» PROBLEM REQUIREMENTS: Copy exactly the lines from the one containing "Generate a web page that" through the one containing "5330469876) was successful</p>", both included, and leave out any pictures.

» RECORDED DATA:
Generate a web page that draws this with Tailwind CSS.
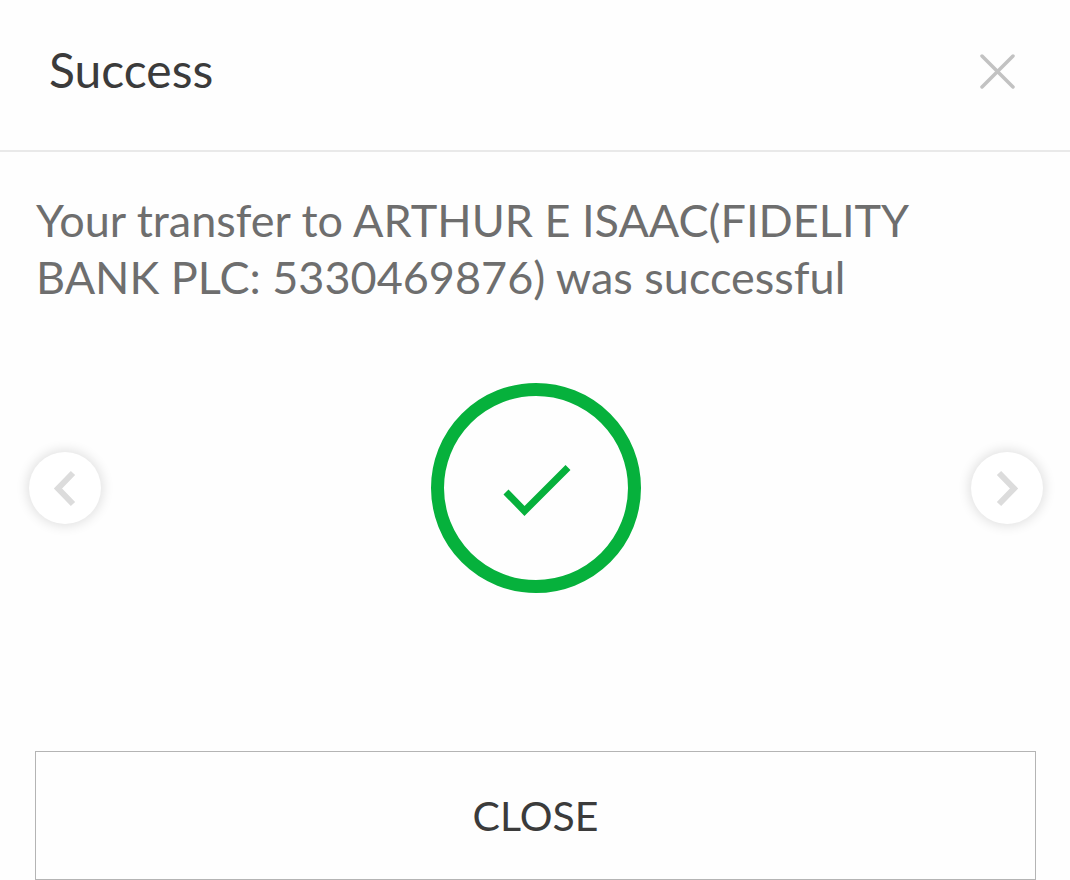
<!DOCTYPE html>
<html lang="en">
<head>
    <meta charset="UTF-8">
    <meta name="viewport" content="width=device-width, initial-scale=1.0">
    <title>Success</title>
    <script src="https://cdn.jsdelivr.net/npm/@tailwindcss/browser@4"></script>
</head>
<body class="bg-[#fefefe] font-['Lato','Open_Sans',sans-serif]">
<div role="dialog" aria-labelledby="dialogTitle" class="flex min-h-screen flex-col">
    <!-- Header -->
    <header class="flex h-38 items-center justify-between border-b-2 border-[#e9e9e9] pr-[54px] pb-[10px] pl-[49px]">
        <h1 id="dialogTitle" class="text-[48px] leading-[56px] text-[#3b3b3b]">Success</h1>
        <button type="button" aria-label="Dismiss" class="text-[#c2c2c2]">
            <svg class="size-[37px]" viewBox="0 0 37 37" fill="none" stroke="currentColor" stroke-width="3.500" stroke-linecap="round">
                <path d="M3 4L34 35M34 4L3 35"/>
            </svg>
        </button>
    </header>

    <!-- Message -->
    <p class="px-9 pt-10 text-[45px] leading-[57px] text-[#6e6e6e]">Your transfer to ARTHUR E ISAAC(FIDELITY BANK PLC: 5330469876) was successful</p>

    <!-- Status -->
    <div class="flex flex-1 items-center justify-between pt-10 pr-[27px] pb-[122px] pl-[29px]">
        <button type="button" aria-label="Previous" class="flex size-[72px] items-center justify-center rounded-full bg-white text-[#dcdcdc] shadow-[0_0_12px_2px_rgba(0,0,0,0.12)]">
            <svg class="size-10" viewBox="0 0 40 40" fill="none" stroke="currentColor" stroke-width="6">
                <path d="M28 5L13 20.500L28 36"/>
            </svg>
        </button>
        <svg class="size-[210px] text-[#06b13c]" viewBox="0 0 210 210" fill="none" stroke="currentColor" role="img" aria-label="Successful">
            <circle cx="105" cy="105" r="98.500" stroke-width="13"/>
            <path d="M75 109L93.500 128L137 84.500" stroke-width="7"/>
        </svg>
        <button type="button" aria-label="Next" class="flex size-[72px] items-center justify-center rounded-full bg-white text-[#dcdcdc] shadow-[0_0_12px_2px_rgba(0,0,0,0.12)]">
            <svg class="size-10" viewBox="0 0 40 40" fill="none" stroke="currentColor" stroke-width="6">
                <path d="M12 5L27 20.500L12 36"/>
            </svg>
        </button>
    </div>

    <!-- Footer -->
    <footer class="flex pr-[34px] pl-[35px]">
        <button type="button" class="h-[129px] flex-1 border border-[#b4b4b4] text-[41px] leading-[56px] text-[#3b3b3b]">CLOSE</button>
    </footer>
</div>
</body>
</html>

---

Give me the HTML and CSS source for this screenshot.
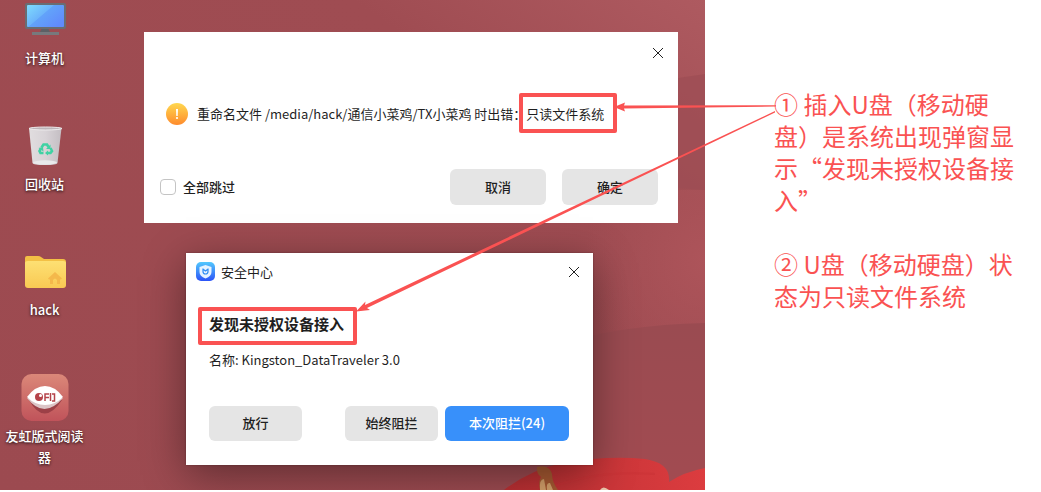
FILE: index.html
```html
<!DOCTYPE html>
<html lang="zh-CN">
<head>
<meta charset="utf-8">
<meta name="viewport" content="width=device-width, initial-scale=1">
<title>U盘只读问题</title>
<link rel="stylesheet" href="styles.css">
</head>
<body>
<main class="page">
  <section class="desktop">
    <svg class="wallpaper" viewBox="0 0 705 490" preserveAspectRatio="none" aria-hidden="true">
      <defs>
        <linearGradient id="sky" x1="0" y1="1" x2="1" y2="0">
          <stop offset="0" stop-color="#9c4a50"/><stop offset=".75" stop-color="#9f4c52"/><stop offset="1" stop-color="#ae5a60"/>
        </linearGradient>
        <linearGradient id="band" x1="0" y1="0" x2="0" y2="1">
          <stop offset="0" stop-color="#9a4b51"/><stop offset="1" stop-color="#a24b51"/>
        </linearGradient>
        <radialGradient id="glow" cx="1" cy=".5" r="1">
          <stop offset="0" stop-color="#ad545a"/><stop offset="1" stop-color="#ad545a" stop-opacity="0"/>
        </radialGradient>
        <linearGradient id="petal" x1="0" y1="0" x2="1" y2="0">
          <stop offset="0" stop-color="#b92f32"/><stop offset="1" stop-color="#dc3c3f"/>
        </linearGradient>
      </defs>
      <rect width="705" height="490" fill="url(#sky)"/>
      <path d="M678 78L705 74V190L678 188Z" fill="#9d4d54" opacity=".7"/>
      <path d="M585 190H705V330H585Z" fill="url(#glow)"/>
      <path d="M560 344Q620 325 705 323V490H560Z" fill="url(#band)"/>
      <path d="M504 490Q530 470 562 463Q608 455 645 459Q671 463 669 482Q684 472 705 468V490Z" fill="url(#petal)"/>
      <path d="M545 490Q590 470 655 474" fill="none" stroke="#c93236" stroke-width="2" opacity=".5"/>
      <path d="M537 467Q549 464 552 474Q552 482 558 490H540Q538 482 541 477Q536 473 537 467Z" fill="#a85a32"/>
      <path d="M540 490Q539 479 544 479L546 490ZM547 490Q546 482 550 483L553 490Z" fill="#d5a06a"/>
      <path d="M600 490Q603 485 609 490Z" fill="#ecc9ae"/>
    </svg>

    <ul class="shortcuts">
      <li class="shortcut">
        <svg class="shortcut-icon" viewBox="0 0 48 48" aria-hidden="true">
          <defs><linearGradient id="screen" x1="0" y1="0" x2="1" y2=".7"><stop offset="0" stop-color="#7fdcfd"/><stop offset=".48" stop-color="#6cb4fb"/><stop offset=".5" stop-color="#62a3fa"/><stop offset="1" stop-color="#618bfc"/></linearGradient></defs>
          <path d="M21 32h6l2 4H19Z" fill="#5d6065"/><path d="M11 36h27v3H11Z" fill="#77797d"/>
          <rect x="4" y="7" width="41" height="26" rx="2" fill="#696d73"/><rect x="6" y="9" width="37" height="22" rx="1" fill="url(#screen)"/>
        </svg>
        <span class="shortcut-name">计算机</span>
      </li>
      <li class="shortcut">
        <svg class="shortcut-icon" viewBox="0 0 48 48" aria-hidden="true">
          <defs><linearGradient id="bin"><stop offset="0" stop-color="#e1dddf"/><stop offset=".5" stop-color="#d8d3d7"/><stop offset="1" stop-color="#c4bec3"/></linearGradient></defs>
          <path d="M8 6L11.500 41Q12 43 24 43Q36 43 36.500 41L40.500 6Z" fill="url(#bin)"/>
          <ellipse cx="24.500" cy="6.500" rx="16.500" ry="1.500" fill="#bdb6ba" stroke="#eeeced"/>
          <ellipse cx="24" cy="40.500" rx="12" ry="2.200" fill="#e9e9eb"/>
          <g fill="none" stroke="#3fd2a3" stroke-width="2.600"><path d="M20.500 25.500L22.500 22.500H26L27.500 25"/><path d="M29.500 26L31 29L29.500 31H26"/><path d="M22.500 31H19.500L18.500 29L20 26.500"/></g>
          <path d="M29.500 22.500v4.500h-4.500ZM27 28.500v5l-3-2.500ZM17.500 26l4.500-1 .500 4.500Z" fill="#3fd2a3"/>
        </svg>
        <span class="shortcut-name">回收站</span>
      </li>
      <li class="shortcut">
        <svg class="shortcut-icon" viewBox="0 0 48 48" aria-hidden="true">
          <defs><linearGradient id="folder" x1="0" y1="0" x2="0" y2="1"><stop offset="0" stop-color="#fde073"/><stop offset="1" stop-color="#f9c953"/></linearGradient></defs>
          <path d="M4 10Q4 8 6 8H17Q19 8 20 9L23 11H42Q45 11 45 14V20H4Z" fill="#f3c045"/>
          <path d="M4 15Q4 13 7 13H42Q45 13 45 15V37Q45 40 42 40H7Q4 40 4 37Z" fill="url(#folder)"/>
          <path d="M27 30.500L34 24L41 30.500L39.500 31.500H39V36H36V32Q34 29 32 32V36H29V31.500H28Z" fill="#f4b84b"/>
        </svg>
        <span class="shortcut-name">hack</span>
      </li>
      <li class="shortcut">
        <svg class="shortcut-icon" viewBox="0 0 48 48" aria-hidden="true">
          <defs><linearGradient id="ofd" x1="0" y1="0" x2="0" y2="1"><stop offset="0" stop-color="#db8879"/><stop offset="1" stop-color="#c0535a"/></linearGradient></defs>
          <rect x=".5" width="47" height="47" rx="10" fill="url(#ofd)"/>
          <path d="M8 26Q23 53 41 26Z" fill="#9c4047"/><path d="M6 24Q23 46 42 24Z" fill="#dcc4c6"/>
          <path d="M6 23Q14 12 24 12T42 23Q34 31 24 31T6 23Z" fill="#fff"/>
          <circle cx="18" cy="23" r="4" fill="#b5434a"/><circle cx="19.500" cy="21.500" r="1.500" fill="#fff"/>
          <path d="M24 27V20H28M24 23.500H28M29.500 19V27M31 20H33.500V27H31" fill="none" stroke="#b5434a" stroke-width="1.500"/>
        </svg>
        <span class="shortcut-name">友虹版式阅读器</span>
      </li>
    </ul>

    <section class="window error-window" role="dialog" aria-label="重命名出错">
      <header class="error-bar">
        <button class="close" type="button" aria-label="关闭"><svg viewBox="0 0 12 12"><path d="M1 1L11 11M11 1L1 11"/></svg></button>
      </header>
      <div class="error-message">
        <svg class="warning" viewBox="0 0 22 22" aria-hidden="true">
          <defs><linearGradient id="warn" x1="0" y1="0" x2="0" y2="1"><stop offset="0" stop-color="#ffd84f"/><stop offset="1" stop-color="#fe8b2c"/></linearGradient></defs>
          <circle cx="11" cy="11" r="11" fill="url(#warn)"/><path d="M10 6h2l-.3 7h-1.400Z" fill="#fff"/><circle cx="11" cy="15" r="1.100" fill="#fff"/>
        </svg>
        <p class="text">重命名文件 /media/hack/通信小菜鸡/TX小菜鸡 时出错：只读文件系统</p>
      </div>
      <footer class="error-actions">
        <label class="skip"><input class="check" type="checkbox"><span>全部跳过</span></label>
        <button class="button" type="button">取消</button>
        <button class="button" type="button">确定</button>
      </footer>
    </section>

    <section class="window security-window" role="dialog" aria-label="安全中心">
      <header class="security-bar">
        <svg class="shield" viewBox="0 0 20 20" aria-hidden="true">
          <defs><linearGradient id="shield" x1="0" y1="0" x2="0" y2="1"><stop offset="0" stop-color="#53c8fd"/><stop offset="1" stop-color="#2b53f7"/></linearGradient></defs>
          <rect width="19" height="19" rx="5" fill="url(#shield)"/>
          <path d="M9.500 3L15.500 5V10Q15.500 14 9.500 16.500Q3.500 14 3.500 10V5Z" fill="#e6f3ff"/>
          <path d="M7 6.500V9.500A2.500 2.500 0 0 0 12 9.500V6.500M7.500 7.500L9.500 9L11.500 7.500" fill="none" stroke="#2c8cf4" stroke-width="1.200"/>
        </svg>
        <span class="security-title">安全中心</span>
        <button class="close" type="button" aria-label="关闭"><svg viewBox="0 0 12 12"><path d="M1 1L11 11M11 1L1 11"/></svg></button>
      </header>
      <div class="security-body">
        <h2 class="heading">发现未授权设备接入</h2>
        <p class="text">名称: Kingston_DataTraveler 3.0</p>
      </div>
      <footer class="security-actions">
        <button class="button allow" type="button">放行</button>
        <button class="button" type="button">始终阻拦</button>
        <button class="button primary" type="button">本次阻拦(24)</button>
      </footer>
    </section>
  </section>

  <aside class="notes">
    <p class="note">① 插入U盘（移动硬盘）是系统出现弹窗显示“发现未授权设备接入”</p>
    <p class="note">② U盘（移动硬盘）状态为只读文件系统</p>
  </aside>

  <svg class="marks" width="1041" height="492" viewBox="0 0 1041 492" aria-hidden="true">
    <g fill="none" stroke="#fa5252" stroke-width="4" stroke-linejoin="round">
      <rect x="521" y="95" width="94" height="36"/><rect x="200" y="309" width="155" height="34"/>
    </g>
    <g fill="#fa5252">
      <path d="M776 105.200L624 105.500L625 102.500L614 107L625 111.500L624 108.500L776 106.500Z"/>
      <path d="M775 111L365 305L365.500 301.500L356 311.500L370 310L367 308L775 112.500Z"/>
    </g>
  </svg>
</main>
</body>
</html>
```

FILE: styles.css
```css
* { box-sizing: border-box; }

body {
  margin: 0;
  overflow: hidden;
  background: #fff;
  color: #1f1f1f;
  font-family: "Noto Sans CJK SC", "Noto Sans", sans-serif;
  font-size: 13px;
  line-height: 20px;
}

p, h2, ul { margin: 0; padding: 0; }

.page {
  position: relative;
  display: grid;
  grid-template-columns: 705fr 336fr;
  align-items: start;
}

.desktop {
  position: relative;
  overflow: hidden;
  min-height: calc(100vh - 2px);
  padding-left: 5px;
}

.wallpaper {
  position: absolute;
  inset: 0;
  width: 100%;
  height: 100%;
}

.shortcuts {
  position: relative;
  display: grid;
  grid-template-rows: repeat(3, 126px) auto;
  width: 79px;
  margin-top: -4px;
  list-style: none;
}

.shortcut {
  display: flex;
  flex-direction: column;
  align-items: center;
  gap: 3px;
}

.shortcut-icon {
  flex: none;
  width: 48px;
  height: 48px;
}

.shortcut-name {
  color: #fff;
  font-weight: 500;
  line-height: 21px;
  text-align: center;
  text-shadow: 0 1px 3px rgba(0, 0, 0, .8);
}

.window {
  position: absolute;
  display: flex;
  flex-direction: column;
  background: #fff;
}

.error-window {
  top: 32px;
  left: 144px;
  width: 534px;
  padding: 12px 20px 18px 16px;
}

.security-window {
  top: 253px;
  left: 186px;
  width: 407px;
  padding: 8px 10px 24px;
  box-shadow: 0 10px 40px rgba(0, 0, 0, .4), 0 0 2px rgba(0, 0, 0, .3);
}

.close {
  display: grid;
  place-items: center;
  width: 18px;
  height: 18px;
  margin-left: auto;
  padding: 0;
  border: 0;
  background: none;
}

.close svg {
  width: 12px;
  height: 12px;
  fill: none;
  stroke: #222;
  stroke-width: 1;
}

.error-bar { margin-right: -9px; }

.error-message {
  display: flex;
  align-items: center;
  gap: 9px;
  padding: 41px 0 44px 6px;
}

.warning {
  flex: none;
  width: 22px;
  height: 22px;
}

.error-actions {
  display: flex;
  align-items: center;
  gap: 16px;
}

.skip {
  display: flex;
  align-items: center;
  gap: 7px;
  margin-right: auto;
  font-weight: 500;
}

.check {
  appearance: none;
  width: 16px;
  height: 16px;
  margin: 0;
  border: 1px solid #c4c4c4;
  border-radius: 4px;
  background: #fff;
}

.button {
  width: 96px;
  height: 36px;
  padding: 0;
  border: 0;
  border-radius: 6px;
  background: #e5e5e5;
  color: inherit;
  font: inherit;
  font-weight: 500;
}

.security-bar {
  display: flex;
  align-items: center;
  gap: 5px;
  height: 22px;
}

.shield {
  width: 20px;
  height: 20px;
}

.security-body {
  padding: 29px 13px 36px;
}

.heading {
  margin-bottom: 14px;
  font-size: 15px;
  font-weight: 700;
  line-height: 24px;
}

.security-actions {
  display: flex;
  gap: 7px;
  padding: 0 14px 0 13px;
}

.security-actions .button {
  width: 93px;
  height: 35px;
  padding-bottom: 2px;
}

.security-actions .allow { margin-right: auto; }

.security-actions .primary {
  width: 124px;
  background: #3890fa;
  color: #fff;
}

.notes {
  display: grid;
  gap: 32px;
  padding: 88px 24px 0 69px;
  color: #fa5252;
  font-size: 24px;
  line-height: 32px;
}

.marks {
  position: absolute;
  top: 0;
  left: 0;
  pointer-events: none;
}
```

==

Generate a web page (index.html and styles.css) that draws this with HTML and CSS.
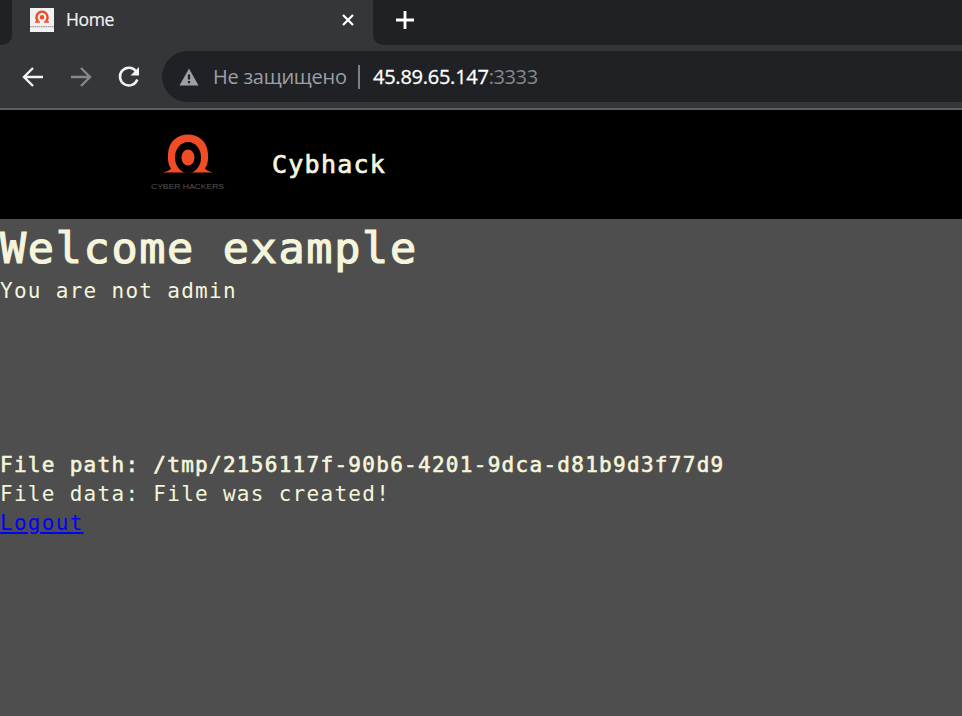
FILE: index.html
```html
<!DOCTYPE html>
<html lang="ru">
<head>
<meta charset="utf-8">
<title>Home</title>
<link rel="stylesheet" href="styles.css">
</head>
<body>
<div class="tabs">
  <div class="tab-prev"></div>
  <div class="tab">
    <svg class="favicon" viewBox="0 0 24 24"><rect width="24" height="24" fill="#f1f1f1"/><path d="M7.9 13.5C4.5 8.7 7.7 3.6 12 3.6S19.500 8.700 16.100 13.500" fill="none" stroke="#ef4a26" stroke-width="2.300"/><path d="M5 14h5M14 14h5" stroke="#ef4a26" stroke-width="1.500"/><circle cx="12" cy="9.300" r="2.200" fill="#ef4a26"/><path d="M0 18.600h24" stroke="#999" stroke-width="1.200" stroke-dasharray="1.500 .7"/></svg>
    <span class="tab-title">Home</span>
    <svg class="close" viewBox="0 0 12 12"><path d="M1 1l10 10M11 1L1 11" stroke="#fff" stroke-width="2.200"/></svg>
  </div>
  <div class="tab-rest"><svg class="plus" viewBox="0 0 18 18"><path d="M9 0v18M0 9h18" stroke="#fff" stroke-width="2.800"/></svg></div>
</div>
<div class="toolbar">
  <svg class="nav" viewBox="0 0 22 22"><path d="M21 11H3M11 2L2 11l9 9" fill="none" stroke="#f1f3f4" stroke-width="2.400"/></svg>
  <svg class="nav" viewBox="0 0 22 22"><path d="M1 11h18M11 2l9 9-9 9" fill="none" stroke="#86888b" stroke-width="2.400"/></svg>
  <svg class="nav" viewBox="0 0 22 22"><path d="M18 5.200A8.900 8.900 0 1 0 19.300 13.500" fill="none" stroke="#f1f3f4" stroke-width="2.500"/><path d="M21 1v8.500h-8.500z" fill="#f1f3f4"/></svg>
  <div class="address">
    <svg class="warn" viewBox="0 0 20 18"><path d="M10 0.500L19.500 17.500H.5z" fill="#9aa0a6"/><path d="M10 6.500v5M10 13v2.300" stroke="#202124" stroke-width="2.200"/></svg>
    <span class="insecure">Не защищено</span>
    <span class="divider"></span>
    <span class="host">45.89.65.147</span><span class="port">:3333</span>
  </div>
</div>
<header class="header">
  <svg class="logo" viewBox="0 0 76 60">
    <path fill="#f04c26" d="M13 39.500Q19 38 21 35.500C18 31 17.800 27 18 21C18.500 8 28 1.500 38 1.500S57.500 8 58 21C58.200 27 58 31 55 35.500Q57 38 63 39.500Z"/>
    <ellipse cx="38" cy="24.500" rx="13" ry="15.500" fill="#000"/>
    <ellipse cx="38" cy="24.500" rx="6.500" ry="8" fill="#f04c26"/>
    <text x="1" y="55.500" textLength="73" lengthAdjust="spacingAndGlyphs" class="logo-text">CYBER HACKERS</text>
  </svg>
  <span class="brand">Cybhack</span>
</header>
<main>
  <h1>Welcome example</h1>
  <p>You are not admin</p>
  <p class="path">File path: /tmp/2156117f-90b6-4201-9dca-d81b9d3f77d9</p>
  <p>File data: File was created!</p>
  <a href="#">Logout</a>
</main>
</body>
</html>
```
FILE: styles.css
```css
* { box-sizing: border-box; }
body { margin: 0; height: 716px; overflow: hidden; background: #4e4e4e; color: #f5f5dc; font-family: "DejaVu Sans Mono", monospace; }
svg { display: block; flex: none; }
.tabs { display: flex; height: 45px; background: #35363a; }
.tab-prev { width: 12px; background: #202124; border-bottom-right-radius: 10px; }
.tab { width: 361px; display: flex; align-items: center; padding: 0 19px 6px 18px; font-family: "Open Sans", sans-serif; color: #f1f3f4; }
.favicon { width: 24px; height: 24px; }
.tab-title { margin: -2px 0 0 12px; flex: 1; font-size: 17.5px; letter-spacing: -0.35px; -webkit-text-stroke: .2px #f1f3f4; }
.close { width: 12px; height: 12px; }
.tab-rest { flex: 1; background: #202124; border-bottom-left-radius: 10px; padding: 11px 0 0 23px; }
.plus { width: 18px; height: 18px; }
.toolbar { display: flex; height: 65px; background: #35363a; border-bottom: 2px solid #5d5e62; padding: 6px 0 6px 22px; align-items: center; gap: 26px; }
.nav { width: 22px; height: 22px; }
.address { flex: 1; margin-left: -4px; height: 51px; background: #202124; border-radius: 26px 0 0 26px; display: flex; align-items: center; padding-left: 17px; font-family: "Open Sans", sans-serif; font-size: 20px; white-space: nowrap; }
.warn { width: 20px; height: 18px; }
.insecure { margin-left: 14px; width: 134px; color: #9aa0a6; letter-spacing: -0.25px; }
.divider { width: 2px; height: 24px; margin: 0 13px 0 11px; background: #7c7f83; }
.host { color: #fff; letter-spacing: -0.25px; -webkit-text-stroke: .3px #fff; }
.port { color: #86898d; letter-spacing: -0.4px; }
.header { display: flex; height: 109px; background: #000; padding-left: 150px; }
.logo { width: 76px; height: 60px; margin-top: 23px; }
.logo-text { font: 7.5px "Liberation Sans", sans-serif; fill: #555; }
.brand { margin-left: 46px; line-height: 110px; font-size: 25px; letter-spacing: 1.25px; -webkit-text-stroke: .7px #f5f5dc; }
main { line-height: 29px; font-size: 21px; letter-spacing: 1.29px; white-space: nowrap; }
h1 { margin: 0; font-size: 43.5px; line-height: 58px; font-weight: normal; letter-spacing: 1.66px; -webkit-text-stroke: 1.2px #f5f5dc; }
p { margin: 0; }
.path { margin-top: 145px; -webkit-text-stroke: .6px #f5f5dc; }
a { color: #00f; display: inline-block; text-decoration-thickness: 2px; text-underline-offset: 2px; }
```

» EXPECTED ANSWER:
Generate a web page that draws this with Tailwind CSS.
<!DOCTYPE html>
<html lang="en">
<head>
    <meta charset="UTF-8">
    <meta name="viewport" content="width=device-width, initial-scale=1.0">
    <title>Success</title>
    <script src="https://cdn.jsdelivr.net/npm/@tailwindcss/browser@4"></script>
</head>
<body class="bg-[#fefefe] font-['Lato','Open_Sans',sans-serif]">
<div role="dialog" aria-labelledby="dialogTitle" class="flex min-h-screen flex-col">
    <!-- Header -->
    <header class="flex h-38 items-center justify-between border-b-2 border-[#e9e9e9] pr-[54px] pb-[10px] pl-[49px]">
        <h1 id="dialogTitle" class="text-[48px] leading-[56px] text-[#3b3b3b]">Success</h1>
        <button type="button" aria-label="Dismiss" class="text-[#c2c2c2]">
            <svg class="size-[37px]" viewBox="0 0 37 37" fill="none" stroke="currentColor" stroke-width="3.500" stroke-linecap="round">
                <path d="M3 4L34 35M34 4L3 35"/>
            </svg>
        </button>
    </header>

    <!-- Message -->
    <p class="px-9 pt-10 text-[45px] leading-[57px] text-[#6e6e6e]">Your transfer to ARTHUR E ISAAC(FIDELITY BANK PLC: 5330469876) was successful</p>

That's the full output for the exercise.